Top-ranked Jon Rahm showed no trace of the magical form he used to win the Masters, struggling to a six-over par 76 in Thursday’s opening round of the PGA Championship.
The 28-year-old Spaniard stumbled in with two birdies, six bogeys and a double bogey at Oak Hill to stand 10 strokes adrift of clubhouse leader Bryson DeChambeau.
Rahm has won four PGA Tour titles this year and captured the green jacket last month at Augusta National for his second major title, enduring a 30-hole marathon on what would have been the 66th birthday of his idol, the late Spanish legend Seve Ballesteros.
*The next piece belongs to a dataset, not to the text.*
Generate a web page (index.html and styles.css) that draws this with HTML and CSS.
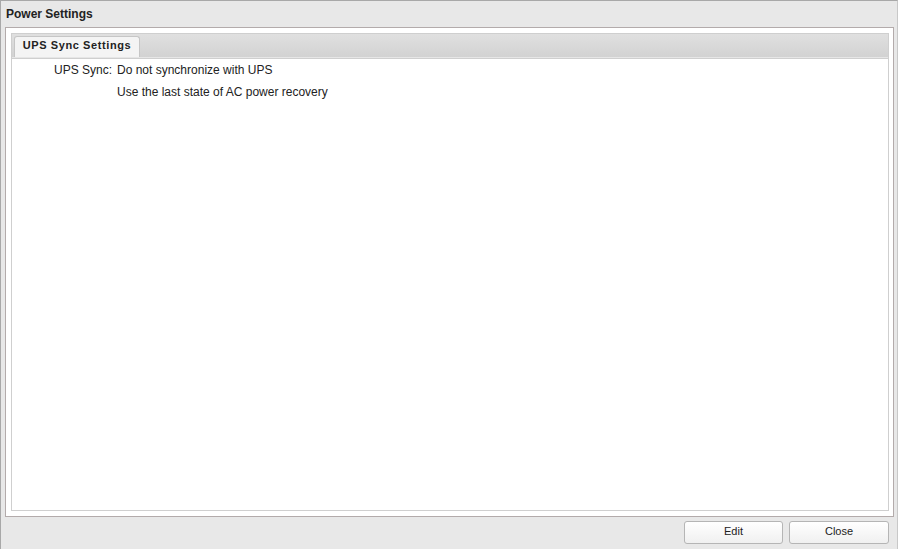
FILE: index.html
```html
<!DOCTYPE html>
<html>
<head>
<meta charset="utf-8">
<link rel="stylesheet" href="styles.css">
</head>
<body>
<div class="window">
  <div class="title">Power Settings</div>
  <div class="panel">
    <div class="tabpanel">
      <div class="tabstrip">
        <div class="tab">UPS Sync Settings</div>
      </div>
      <div class="tabbody">
        <div class="row">
          <div class="label">UPS Sync:</div>
          <div class="value">Do not synchronize with UPS</div>
        </div>
        <div class="row">
          <div class="label"></div>
          <div class="value">Use the last state of AC power recovery</div>
        </div>
      </div>
    </div>
  </div>
  <div class="footer">
    <button class="btn">Edit</button>
    <button class="btn btn-wide">Close</button>
  </div>
</div>
</body>
</html>
```

FILE: styles.css
```css
html, body {
  margin: 0;
  padding: 0;
  background: #ffffff;
}
body {
  font-family: "Liberation Sans", Arial, sans-serif;
  color: #222;
}
.window {
  width: 898px;
  height: 549px;
  box-sizing: border-box;
  border-top: 1px solid #a8a8a8;
  border-left: 1px solid #a8a8a8;
  border-right: 1px solid #c8c8c8;
  background: #e8e8e8;
  display: flex;
  flex-direction: column;
}
.title {
  height: 26px;
  line-height: 26px;
  padding-left: 5px;
  font-size: 12px;
  font-weight: bold;
  color: #222;
}
.panel {
  margin: 0 3px 0 4px;
  height: 490px;
  box-sizing: border-box;
  border: 1px solid #b3abab;
  background: #ffffff;
  padding: 5px 4px 5px 5px;
}
.tabpanel {
  height: 100%;
  box-sizing: border-box;
  border: 1px solid #cfcfcf;
  display: flex;
  flex-direction: column;
}
.tabstrip {
  height: 23px;
  background: linear-gradient(#e0e0e0, #d2d2d2);
  border-bottom: 1px solid #e6e6e6;
  box-shadow: 0 1px 0 #cfcfcf;
  padding-left: 2px;
  display: flex;
  align-items: flex-end;
}
.tab {
  height: 21px;
  line-height: 17px;
  width: 126px;
  box-sizing: border-box;
  border: 1px solid #c6c6c6;
  border-bottom: none;
  border-radius: 3px 3px 0 0;
  background: #f4f4f4;
  font-size: 11px;
  font-weight: bold;
  letter-spacing: 0.6px;
  color: #222;
  text-align: center;
}
.tabbody {
  flex: 1;
  padding-top: 1px;
}
.row {
  display: flex;
  height: 22px;
  line-height: 22px;
  font-size: 12px;
  color: #222;
}
.label {
  width: 100px;
  text-align: right;
  padding-right: 5px;
}
.footer {
  flex: 1;
  display: flex;
  justify-content: flex-end;
  align-items: flex-start;
  gap: 6px;
  padding-right: 8px;
  padding-top: 4px;
}
.btn {
  width: 99px;
  height: 23px;
  box-sizing: border-box;
  border: 1px solid #b5b5b5;
  border-radius: 3px;
  background: linear-gradient(#ffffff, #f0f0f0);
  font-family: "Liberation Sans", Arial, sans-serif;
  font-size: 11px;
  color: #222;
  padding: 0 0 3px 0;
}
.btn-wide {
  width: 100px;
}
```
But at Oak Hill, Rahm’s 76 matched his worst-ever round at a PGA Championship from last year’s third round at Southern Hills, when he shared 48th.
Rahm also fired the worst opening round by a world No. 1 at the PGA Championship, his six-over breaking the mark of five-over shared by Tiger Woods in 2005 and Greg Norman in 1990.
In picking apart his disaster day, Rahm started with reaching only five of 14 fairways and just seven of 18 greens in regulation.
“The main thing on this course is hitting the fairway,” Rahm said. “If you put the ball in the fairway you can actually give yourself a lot of good chances… and that’s what I didn’t do.”
Rahm sank a 16-foot birdie putt at the 10th hole, his first of the day, and followed with five pars.
“The first six or seven holes I played really good. Put myself in a good spot,” Rahm said. “And after that I found myself battling.
“Couldn’t find the fairway and the fairways that I missed cost me bogeys.”
He made three bogeys in a row starting at the 16th, two more at the second and par-3 third and another at the sixth before a double bogey at seven, where he needed three shots just to find the fairway.
Rahm saw hopeful signs in missed par putts of five feet at the third, four feet at the fourth and seventh.
“The only thing I can look back on myself is the three short putts I missed on (my) back nine,” Rahm said. “I’m between three to five feet. If I make those putts, I shoot 3-over which is not the worst-case scenario.”
Rahm finished with an eight-foot birdie putt at the eighth and a four-footer for par at the ninth.
“It wasn’t my best swings on the last two holes and made a birdie and a par, so there’s many ways to do this,” Rahm said. “You don’t need to play perfect.”
Rahm expressed optimism at being able to make the long climb back, even though just making the cut appeared to be a difficult task.
“If I can somehow manage to putt a low one tomorrow and find myself close to even par going into Sunday, I think I’ll have a decent chance,” Rahm said.